Here is a list of potential parking lots you could stay overnight at:
- Truck Stops
- Hotel Parking Lots
- RV Dealerships
- Cracker Barrel
- Movie Theaters
- Highway Rest Stops
- Big Box Retailers: Sams Club, Costco, ect.
- Roadside Parks and Picnic Areas
What kind of camping is approved?: RV, Car, Van, or Converted Bus …. Sorry no tent pitching
How long can you stay?: 1 night (Depending on Management)
How can you find these spots?: Google Maps or stop by the local Sheriffs office.
Option 4: Google “Free Camp Spots Near Me”

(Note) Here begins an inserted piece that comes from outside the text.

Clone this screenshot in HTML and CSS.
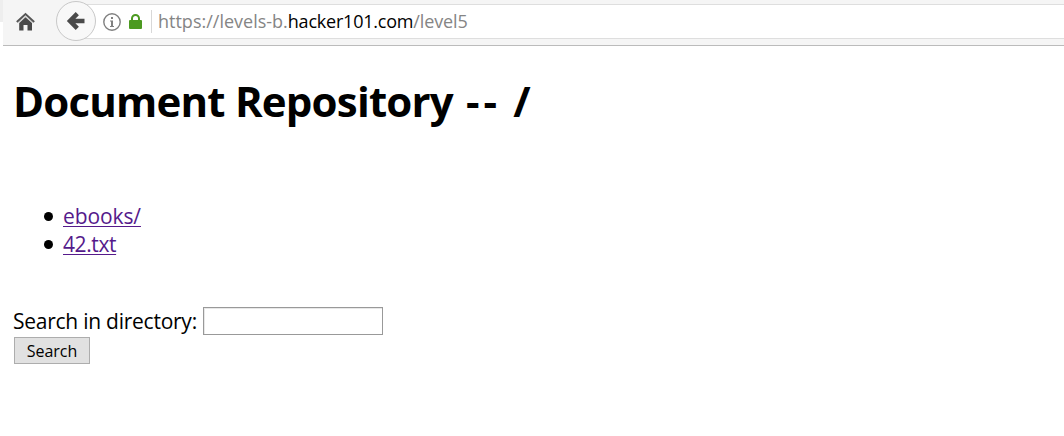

I know it may seem obvious but I’m serious, sometimes just googling something can bring up places that you never even thought of. For example, I just googled “Free Campsites in Texas” because that is where we live and actually found a free RV site with hookups. Those are completely unheard of, but it has great reviews and can exist anywhere.
Here are some Online Resources to find great camping spots for free:
There you have it! If you enjoy camping, are on a strict budget, and don’t mind “roughing” it, then Boondocking aka dry camping is right up your ally. If you have an RV, investing in solar panels is a great idea if you still want electricity and don’t want to burn up a loud generator and gas.
To sum this all up, if you don’t want to spend over $1000 a month just to stay at the campsite every night, you don’t’ have too. You can travel the nation and visit all the amazing scenery and not pay a single dime on a site. It does take some planning and adjusting to the Boondocking lifestyle, but the amount of money you will save is amazing.